对此,贝耳朵完全没有想到,因为距离上一次面试已经有较长的一段时间。
“因为前段时间公司人事一直在调整,导致今天才通知到你,非常抱歉。”对方说。
“请让我考虑一下,我会尽快给你们回复的。”
贝耳朵迟疑的原因只有一个,她已经打算和叶抒微要一个孩子了,除了符合他们本身意愿外,也考虑到了叶远行的病情,叶远行这一次从住院至今都积极配合治疗,态度乐观,听话得令人惊喜,刘爱私下告诉贝耳朵,这是因为他想活得久一点,能有机会看到下一代。
“就算是看一眼,他也没有遗憾了。”刘爱这么说。
叶抒微回来后,贝耳朵就此问题和他讨论。
“这个由你决定。”叶抒微说。
“就算我明天去工作,不准备现阶段要孩子,你也听我的?”
“嗯。”
“这么好说话?”贝耳朵狐疑,伸手捏他的脸,“别勉强啊。”
“怀孕你用的力气比我多,你需要十个月带着他,所以由你决定。”
贝耳朵收回手,不言不语,心里一时间没有了主意,过了一会暂时放弃了纠结:“我先帮你收拾行李,你明天下午就要坐飞机出发了。”
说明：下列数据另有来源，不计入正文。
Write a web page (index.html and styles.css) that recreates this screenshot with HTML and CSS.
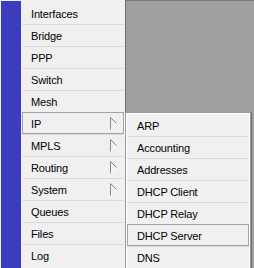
FILE: index.html
```html
<!DOCTYPE html>
<html lang="en">
<head>
    <meta charset="UTF-8">
    <meta name="viewport" content="width=device-width, initial-scale=1.0">
    <title>Menu</title>
    <link rel="stylesheet" href="styles.css">
</head>
<body>
    <div class="app">
        <nav class="nav">
            <div class="brand-bar"></div>
            <ul class="menu">
                <li class="item">Interfaces</li>
                <li class="item">Bridge</li>
                <li class="item">PPP</li>
                <li class="item">Switch</li>
                <li class="item">Mesh</li>
                <li class="item active">IP
                    <svg class="arrow" width="7" height="13" viewBox="0 0 7 13"><path d="M6.5 6.5 L0.5 12.5" stroke="#fff"/><path d="M0.5 0.5 V12.5 M0.5 0.5 L6.5 6.5" stroke="#8a8a8a" fill="none"/></svg>
                </li>
                <li class="item">MPLS
                    <svg class="arrow" width="7" height="13" viewBox="0 0 7 13"><path d="M6.5 6.5 L0.5 12.5" stroke="#fff"/><path d="M0.5 0.5 V12.5 M0.5 0.5 L6.5 6.5" stroke="#8a8a8a" fill="none"/></svg>
                </li>
                <li class="item">Routing
                    <svg class="arrow" width="7" height="13" viewBox="0 0 7 13"><path d="M6.5 6.5 L0.5 12.5" stroke="#fff"/><path d="M0.5 0.5 V12.5 M0.5 0.5 L6.5 6.5" stroke="#8a8a8a" fill="none"/></svg>
                </li>
                <li class="item">System
                    <svg class="arrow" width="7" height="13" viewBox="0 0 7 13"><path d="M6.5 6.5 L0.5 12.5" stroke="#fff"/><path d="M0.5 0.5 V12.5 M0.5 0.5 L6.5 6.5" stroke="#8a8a8a" fill="none"/></svg>
                </li>
                <li class="item">Queues</li>
                <li class="item">Files</li>
                <li class="item">Log</li>
            </ul>
        </nav>
        <div class="workspace">
            <!-- IP submenu popup -->
            <ul class="submenu">
                <li class="item">ARP</li>
                <li class="item">Accounting</li>
                <li class="item">Addresses</li>
                <li class="item">DHCP Client</li>
                <li class="item">DHCP Relay</li>
                <li class="item active">DHCP Server</li>
                <li class="item">DNS</li>
            </ul>
        </div>
    </div>
</body>
</html>
```

FILE: styles.css
```css
body {
    margin: 0;
    padding: 0;
    font-family: "Liberation Sans", Arial, sans-serif;
    font-size: 11px;
    letter-spacing: -0.15px;
    color: #000;
    background-color: #f0f0f0;
    overflow: hidden;
}
.app {
    display: flex;
    width: 254px;
    height: 268px;
}
.nav {
    display: flex;
    width: 125px;
    padding: 1px 0 0 1px;
    box-sizing: border-box;
    flex-shrink: 0;
}
.brand-bar {
    width: 20px;
    background-color: #3c3cbe;
}
.menu,
.submenu {
    list-style: none;
    margin: 0;
    padding: 0;
}
.menu {
    width: 102px;
    margin-left: 1px;
    padding-top: 1px;
}
.item {
    display: flex;
    align-items: center;
    justify-content: space-between;
    height: 22px;
    box-sizing: border-box;
    padding: 1px 6px 0 8px;
    border: 1px solid transparent;
    border-top-color: #dadada;
}
.item:first-child {
    border-top-color: transparent;
}
.item.active {
    border-color: #a3a3a3;
    box-shadow: 1px 1px 0 #fff;
}
.arrow {
    display: block;
    margin-top: -1px;
}
.workspace {
    flex: 1;
    position: relative;
    background-color: #a0a0a0;
    border-top: 1px solid #787878;
    border-left: 1px solid #6e6e6e;
}
.submenu {
    position: absolute;
    left: -1px;
    top: 111px;
    width: 126px;
    height: 160px;
    box-sizing: border-box;
    padding: 1px;
    border: 1px solid #9a9a9a;
    background-color: #fff;
    box-shadow: 1px 0 0 #6e6e6e;
}
.submenu .item {
    padding-left: 9px;
    background-color: #f0f0f0;
}
```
叶抒微明天要出发前往北方一个省偏远的小镇进行病死动物无害处理的考察,那边生存条件异常艰苦,研究所是抽签决定参与名单的,本来是抽中的是高显音,但他出事后,至今未痊愈,叶抒微主动提出代替他。
“好。”叶抒微走向自己的书桌处理邮件,坐下后不忘提醒一句,“别忘给我带一张你的照片。”
“已经放进你的行程本里啦。”贝耳朵嘟囔,“记得别被别人看见。”
“放心,不会有机会让别人觊觎夫人的玉照。”
“……”
贝耳朵收拾好叶抒微的行李,去厨房削了一个苹果,拿过来给他吃。
叶抒微趁机把贝耳朵按在自己的腿上,双手圈住小小的她,低头问道:“这一次要去半个月,别太想我。”
“那实在太想怎么办?”
“忍着,等我回来后再补偿你。”
“……”
她明明指的不是这个意思啊!感觉解释不清了,他也不会允许她解释……
新婚如蜜这四个字再贴切不过,以至于叶抒微离开的第一天,贝耳朵就有点不开心了,第一次觉得住的公寓如此空旷,加上这几天外面起大风,道路两旁满是干枯萎缩的树叶,她突然感觉整个世界都清冷下来。
和唐栗喝了一顿下午茶,向她列举叶抒微离开后自己的各种不适,唐栗很鄙夷:“你婚后的自理能力去哪儿了?”
“和他在一起后,我的自理能力退化到了幼儿园。”贝耳朵十分厚颜地陈述事实。